Miss Nellie Bonderer, who attended Brush College at the same time as did Vern Sherman, named other teachers as follows: Ethel Coburn, Maude Haynes, Evelina Shafer, Carol Hall and Miss Mabel Cramner. Alzora Vadnais was the last teacher. She stated that the school was consolidated with Utica for some time before it closed. Her parents, Mr. and Mrs. L. F. Bonderer, lived two miles northeast of the school and her father served as director for a long time. There were seven children in the family who attended.

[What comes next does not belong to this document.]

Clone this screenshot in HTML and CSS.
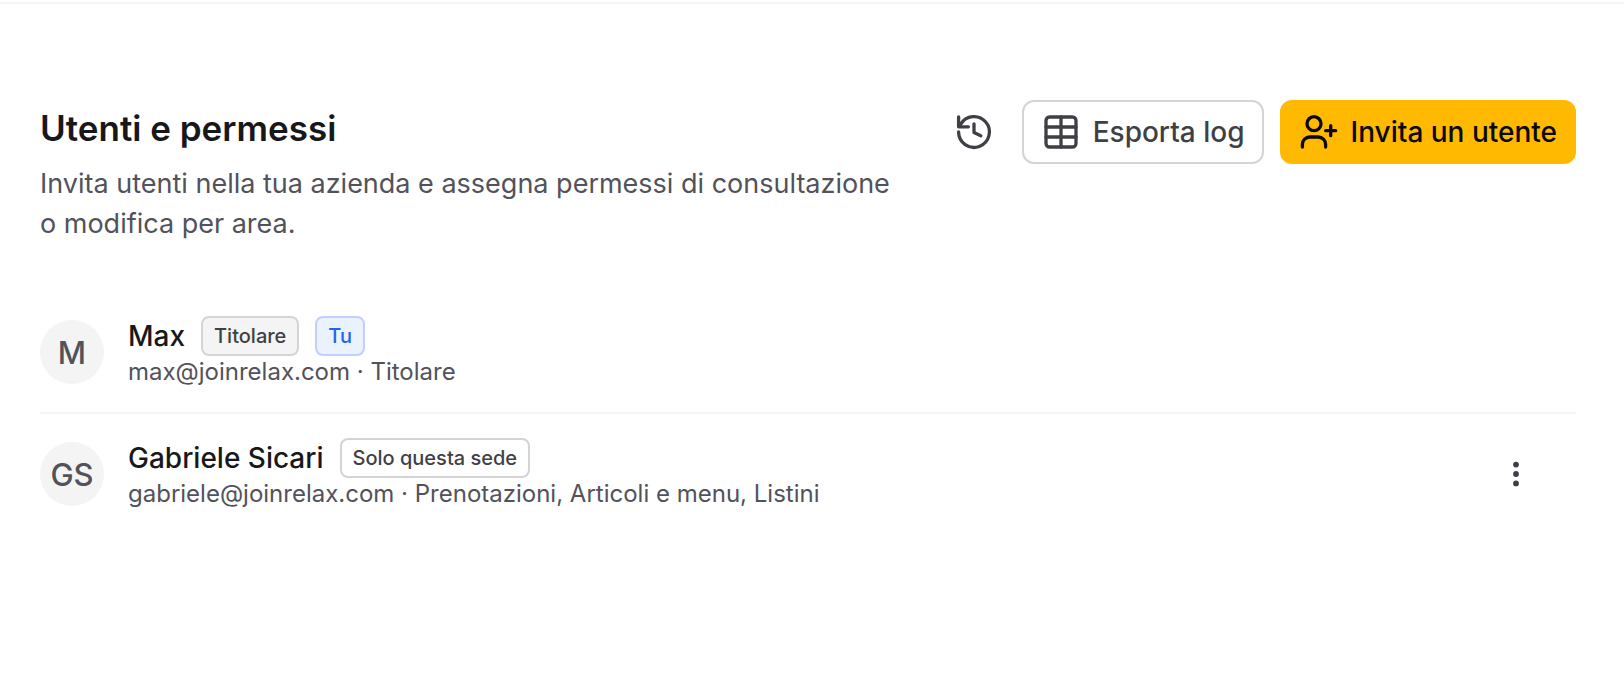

She said there was always a Christmas program at the school when she attended. One year an igloo was constructed by the children and used instead of the tree and the presents were piled within it. In some manner it caught fire and there was quite some excitement until the fire was extinguished. There was always last-day-of- school entertainments, too. Box and pie suppers were popular then. Four boys and four girls graduated the year she finished.

The school board sold the building finally, to a Mr. Smith, who in turn sold it to Mr. Dameron. He remodeled it into a filling station. He sold it to Mr. H. B. Smith of Mooresville in 1943 who operated it as a filling station for a while. There were two cabins erected on the grounds. Mr. Smith sold the property to Miss Bernice Smith in 1953, who did extensive repairs to the building and landscaped the grounds. She had a cabinet shop in it. She owned it until late last year when the state highway department bought it from her, at which time she built a new residence a short distance from it. At this writing, the building has been razed by the highway department to make room for a new highway.